- Exercise description
Scan the lines below for the string "styles" and copy every one that has it.

- Dataset content
BEGIN
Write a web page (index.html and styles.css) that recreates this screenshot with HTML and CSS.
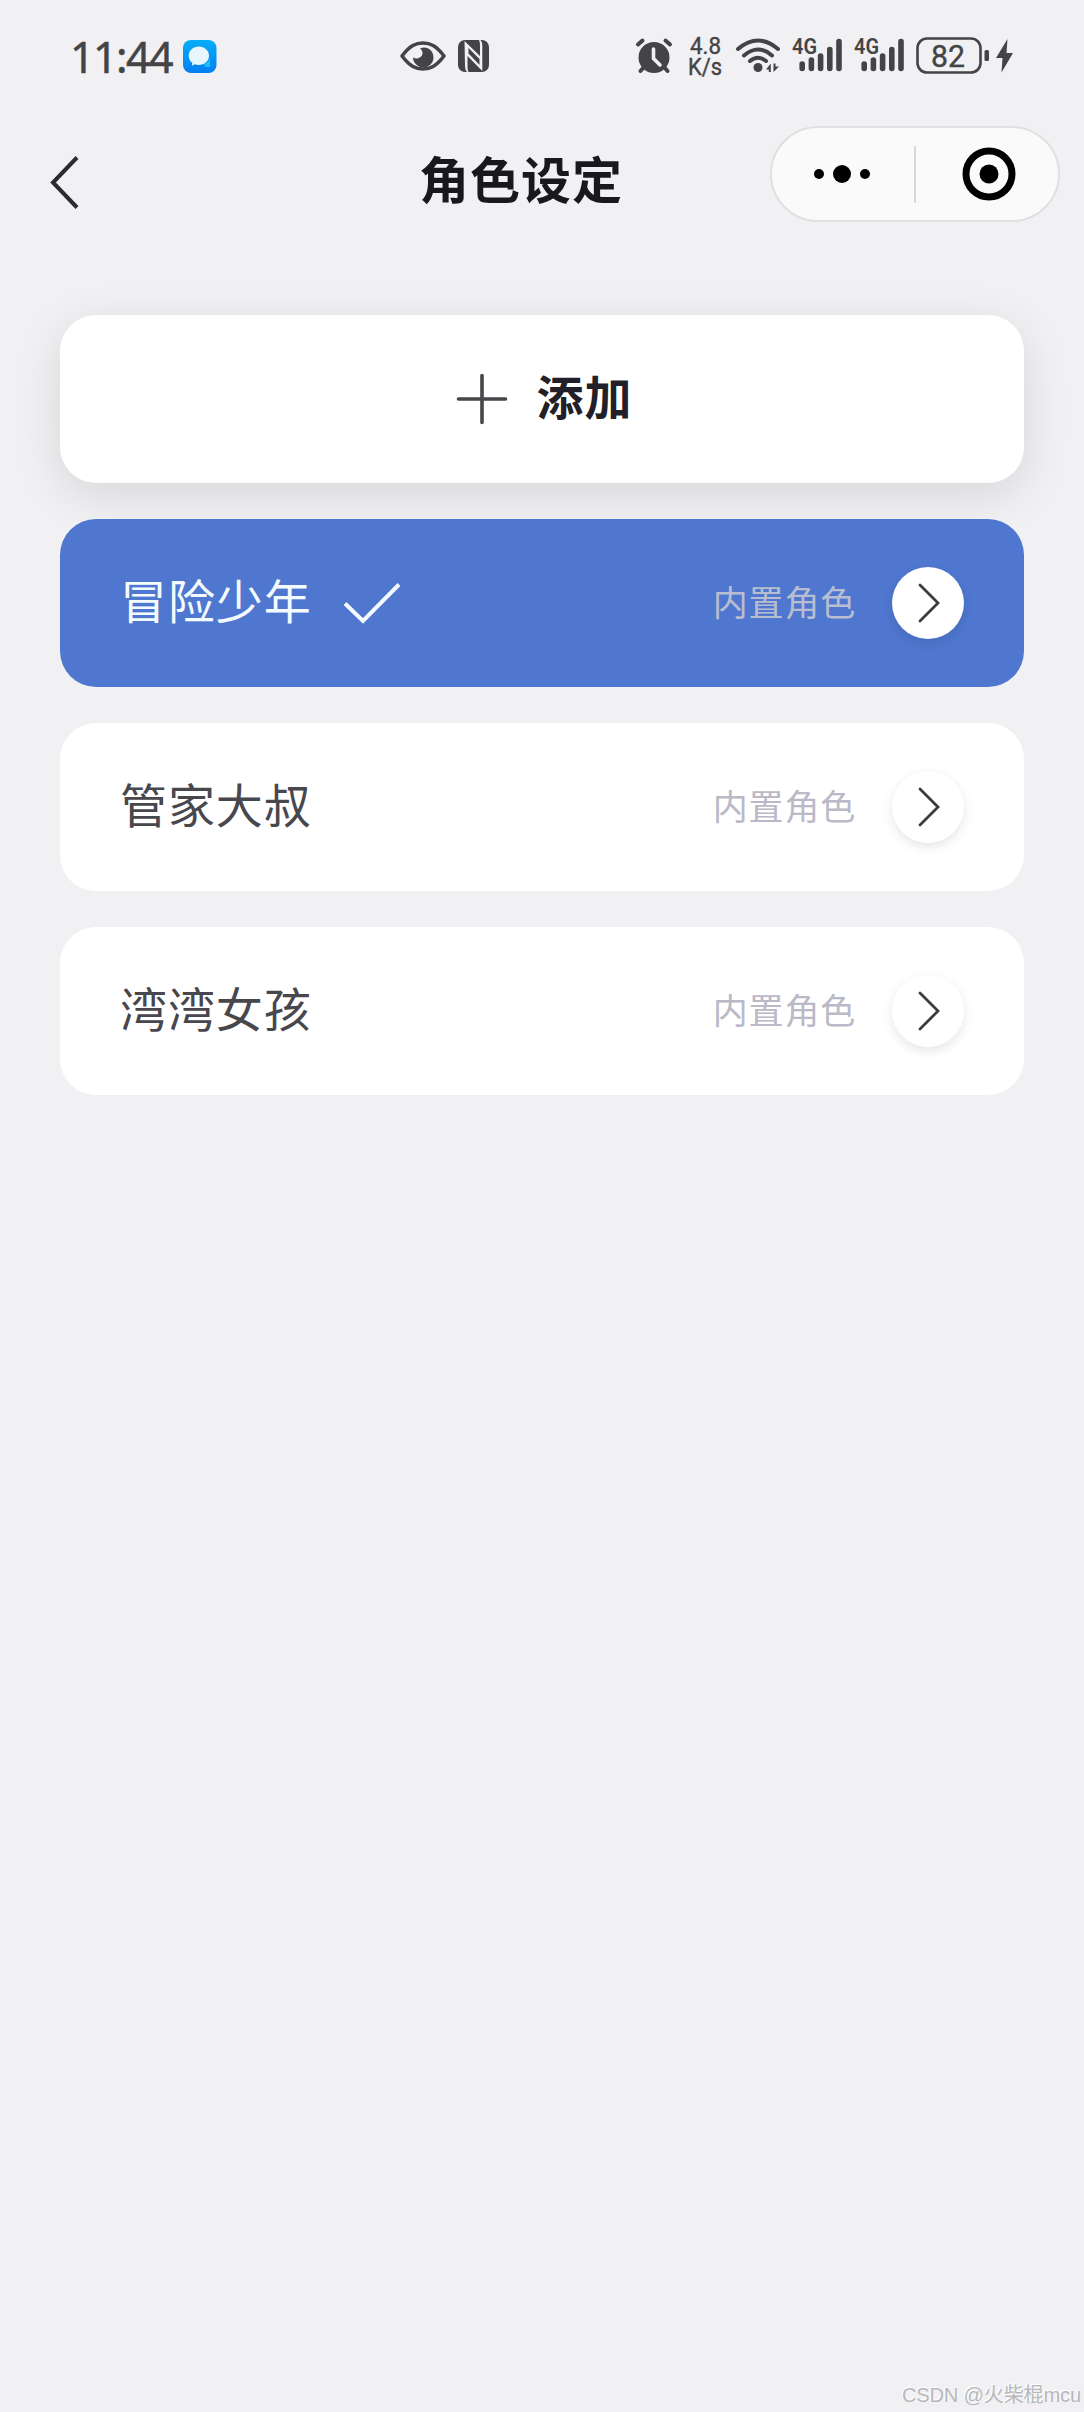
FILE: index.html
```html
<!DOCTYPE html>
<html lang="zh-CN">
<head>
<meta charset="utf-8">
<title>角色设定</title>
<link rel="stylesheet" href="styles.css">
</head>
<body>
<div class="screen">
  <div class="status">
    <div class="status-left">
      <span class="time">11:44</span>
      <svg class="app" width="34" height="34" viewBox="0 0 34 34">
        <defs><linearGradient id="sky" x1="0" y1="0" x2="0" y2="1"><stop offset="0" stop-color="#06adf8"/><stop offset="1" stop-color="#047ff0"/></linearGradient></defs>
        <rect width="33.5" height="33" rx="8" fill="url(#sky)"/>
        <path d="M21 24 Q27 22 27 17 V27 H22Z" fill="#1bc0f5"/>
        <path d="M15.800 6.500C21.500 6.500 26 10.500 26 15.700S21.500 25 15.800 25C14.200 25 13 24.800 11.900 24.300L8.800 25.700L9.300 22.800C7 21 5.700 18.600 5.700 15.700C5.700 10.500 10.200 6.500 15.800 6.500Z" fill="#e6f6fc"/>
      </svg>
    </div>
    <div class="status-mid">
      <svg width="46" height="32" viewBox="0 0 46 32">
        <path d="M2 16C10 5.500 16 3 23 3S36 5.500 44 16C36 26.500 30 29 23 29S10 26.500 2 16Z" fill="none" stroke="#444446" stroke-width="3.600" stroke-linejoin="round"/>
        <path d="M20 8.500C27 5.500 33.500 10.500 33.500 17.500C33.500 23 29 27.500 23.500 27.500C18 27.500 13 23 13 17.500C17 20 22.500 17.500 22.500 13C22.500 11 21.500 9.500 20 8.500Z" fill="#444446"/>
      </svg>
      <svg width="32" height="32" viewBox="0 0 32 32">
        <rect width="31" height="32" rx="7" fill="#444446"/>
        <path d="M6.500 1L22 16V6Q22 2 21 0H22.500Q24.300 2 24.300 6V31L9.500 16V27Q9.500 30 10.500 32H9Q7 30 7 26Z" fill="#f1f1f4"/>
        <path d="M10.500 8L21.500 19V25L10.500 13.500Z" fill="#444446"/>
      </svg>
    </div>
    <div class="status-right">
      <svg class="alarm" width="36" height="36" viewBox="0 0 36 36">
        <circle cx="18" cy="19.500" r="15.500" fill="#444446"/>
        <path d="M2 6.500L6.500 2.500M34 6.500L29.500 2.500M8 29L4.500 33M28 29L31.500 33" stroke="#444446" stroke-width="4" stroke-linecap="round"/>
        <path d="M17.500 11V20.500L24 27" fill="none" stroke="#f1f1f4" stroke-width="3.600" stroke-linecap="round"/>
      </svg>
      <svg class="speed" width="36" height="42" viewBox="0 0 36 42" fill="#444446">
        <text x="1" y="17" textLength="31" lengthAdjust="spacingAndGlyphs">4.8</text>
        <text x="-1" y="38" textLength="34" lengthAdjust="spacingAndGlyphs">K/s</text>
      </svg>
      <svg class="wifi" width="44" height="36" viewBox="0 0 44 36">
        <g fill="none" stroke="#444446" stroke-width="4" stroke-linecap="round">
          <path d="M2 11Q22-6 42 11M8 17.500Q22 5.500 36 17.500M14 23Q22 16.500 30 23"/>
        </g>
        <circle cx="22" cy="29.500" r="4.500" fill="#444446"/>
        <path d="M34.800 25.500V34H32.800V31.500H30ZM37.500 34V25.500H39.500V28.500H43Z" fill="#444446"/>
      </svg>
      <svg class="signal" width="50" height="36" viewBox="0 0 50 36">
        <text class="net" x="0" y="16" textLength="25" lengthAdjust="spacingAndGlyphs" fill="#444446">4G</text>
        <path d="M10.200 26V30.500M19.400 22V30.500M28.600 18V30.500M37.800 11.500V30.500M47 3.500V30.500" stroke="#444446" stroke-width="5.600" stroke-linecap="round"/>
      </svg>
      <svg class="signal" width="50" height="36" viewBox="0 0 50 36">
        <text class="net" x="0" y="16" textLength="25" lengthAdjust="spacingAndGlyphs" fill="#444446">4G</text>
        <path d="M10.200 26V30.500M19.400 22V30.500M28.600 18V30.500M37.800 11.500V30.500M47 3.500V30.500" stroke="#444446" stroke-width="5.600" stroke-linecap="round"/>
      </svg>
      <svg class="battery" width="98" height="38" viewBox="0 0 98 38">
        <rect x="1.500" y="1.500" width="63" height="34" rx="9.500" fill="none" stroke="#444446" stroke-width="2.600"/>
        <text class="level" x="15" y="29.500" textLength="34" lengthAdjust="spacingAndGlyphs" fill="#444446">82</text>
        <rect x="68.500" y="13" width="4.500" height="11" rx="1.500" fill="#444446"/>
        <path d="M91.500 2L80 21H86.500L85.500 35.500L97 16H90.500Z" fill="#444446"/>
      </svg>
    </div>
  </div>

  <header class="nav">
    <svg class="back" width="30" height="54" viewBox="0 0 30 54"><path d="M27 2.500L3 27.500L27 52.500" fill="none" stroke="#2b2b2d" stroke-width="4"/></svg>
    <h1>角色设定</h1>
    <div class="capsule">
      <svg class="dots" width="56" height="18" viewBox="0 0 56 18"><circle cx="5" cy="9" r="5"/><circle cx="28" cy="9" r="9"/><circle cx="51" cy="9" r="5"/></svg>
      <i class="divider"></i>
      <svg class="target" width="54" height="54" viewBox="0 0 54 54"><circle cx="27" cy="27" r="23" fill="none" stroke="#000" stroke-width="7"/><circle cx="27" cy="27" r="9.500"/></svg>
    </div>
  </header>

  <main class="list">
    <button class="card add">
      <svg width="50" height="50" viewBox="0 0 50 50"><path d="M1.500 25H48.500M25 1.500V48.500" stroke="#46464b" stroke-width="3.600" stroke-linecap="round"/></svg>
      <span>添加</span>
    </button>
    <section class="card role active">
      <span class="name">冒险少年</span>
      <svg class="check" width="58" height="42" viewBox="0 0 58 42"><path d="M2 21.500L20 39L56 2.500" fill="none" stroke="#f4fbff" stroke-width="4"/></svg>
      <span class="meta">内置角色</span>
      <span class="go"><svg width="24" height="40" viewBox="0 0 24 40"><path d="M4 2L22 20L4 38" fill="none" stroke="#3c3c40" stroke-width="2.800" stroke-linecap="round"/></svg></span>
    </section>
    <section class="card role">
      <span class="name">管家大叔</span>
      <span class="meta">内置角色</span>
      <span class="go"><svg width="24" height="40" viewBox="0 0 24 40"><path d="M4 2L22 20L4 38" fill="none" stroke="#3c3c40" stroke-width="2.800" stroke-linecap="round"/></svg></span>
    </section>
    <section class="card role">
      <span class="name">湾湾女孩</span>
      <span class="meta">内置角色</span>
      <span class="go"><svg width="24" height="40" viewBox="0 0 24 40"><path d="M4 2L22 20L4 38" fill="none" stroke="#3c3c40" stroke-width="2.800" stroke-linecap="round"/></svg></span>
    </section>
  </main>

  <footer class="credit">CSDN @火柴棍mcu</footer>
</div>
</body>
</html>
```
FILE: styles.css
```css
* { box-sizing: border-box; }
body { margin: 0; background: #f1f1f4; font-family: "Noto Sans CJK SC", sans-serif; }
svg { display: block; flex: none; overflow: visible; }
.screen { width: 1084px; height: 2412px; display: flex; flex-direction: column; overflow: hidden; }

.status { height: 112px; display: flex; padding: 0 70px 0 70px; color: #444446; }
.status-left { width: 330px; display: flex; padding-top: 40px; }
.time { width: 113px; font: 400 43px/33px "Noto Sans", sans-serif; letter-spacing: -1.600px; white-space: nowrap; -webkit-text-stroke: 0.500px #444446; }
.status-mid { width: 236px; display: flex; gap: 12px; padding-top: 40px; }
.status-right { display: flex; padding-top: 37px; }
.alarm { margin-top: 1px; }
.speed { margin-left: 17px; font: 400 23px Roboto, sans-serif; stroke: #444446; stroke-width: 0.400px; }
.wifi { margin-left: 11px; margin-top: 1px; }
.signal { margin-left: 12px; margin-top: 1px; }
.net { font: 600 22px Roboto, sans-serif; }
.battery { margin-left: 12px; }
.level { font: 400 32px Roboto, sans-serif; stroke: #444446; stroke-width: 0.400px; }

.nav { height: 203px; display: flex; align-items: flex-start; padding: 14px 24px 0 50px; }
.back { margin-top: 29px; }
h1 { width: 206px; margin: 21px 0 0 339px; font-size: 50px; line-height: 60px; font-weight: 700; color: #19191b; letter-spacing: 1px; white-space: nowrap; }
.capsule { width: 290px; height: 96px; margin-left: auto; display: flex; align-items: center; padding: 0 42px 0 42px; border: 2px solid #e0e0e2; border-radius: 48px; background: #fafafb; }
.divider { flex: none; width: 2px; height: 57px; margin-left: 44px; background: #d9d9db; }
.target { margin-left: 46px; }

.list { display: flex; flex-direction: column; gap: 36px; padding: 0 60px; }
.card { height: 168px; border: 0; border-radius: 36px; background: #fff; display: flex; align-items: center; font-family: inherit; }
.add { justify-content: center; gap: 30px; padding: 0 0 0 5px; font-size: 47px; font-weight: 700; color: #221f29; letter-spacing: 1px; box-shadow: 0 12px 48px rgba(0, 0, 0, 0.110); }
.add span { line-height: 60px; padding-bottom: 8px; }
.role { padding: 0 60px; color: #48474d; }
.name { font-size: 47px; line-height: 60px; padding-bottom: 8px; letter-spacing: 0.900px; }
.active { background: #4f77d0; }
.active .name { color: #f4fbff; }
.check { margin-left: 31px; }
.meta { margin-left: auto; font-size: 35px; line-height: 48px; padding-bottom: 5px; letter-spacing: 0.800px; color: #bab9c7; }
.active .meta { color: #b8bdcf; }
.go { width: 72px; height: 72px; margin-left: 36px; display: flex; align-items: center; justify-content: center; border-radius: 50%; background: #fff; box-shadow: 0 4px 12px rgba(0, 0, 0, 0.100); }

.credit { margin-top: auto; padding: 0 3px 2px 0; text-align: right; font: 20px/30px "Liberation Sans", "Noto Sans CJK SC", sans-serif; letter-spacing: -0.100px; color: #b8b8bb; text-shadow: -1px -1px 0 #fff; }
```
END
- Completed exercise
Write a web page (index.html and styles.css) that recreates this screenshot with HTML and CSS.
<link rel="stylesheet" href="styles.css">
FILE: styles.css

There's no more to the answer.